## [What is asked]
Find how many lines in the material contain "code"; your answer should be that number alone.

========================================================================

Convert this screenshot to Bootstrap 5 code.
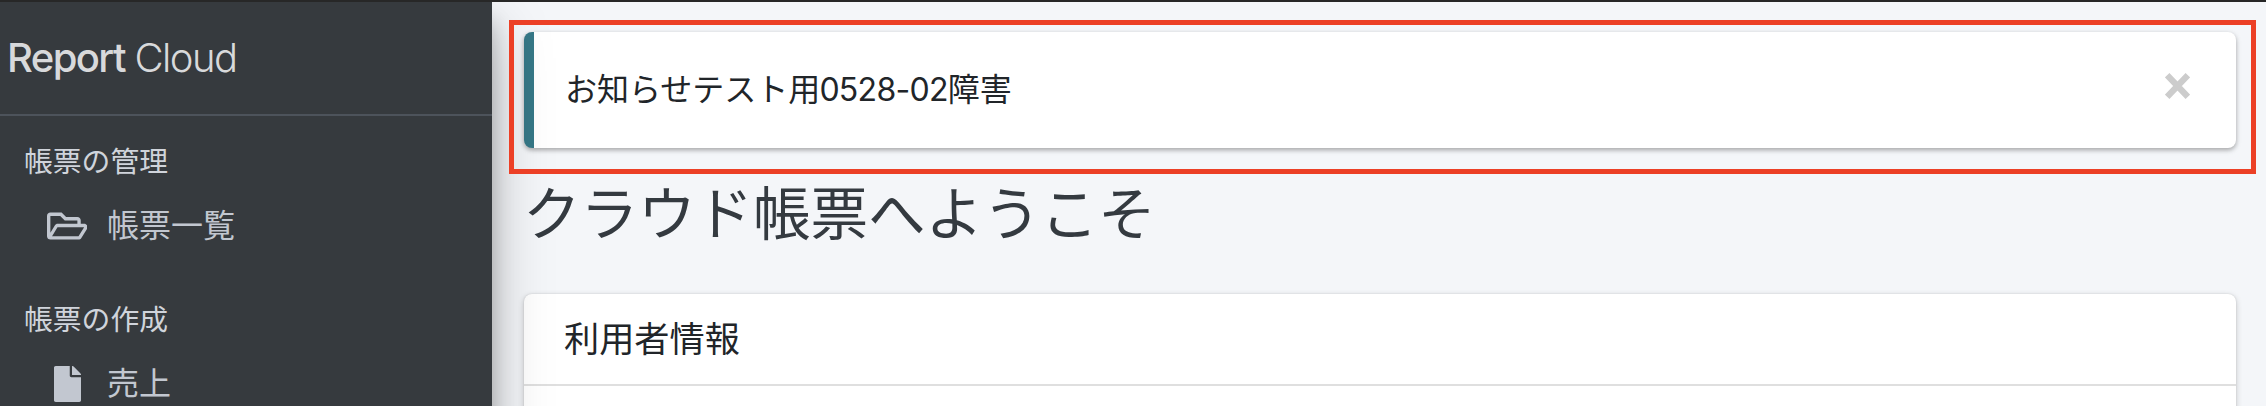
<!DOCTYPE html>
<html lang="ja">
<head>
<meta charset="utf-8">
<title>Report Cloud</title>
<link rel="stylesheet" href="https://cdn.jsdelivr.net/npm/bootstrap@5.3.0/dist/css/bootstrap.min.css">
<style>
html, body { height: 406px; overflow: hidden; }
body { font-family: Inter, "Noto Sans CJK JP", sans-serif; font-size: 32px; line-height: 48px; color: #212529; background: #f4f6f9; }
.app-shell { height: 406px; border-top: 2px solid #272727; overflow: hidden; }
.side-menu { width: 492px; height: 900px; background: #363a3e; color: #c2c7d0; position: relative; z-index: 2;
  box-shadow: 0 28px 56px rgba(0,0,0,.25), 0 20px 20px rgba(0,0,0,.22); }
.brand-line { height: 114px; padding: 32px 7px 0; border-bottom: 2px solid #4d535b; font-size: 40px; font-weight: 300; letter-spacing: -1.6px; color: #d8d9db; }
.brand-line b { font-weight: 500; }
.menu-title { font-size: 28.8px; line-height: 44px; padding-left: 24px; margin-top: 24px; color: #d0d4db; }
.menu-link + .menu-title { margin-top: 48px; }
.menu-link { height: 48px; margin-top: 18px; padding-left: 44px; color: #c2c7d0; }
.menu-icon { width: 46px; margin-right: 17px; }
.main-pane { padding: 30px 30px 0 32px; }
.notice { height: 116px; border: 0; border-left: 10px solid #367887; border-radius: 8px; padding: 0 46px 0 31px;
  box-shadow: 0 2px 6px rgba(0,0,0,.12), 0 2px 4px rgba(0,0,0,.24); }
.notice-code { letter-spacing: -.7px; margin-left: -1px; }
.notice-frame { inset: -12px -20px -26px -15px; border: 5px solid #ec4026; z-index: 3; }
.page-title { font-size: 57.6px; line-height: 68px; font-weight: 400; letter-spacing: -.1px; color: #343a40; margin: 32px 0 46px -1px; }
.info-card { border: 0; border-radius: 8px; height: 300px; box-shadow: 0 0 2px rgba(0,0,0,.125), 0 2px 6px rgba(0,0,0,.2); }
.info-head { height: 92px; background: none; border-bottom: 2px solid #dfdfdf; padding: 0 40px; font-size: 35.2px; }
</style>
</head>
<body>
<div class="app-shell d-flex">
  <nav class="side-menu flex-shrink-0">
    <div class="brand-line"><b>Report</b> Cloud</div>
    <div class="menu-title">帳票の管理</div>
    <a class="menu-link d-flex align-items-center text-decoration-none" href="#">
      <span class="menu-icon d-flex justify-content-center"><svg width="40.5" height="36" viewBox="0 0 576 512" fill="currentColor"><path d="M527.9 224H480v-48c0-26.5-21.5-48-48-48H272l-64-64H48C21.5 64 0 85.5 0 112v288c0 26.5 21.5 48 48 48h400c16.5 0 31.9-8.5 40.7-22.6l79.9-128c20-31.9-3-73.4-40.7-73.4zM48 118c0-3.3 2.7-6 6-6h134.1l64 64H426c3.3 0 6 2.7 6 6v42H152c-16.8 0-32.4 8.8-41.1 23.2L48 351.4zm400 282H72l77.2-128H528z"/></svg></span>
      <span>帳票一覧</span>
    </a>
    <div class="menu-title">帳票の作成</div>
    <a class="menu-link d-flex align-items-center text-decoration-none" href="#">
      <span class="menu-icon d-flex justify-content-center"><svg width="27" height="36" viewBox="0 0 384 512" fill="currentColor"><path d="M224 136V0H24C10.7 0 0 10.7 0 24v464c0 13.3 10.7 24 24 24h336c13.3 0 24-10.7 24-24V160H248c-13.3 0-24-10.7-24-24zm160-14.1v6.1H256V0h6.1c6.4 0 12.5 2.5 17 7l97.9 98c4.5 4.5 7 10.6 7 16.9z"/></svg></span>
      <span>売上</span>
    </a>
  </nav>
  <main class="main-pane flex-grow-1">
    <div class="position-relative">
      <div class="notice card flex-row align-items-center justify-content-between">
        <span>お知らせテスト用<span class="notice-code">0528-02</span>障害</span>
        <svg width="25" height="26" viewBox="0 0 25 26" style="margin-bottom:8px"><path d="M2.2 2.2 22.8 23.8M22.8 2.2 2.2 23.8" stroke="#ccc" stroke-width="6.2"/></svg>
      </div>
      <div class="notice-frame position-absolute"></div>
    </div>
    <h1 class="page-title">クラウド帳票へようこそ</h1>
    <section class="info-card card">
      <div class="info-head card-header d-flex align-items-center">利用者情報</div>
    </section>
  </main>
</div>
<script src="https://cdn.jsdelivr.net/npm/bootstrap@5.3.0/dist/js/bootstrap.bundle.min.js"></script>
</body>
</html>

========================================================================

## [Response]
3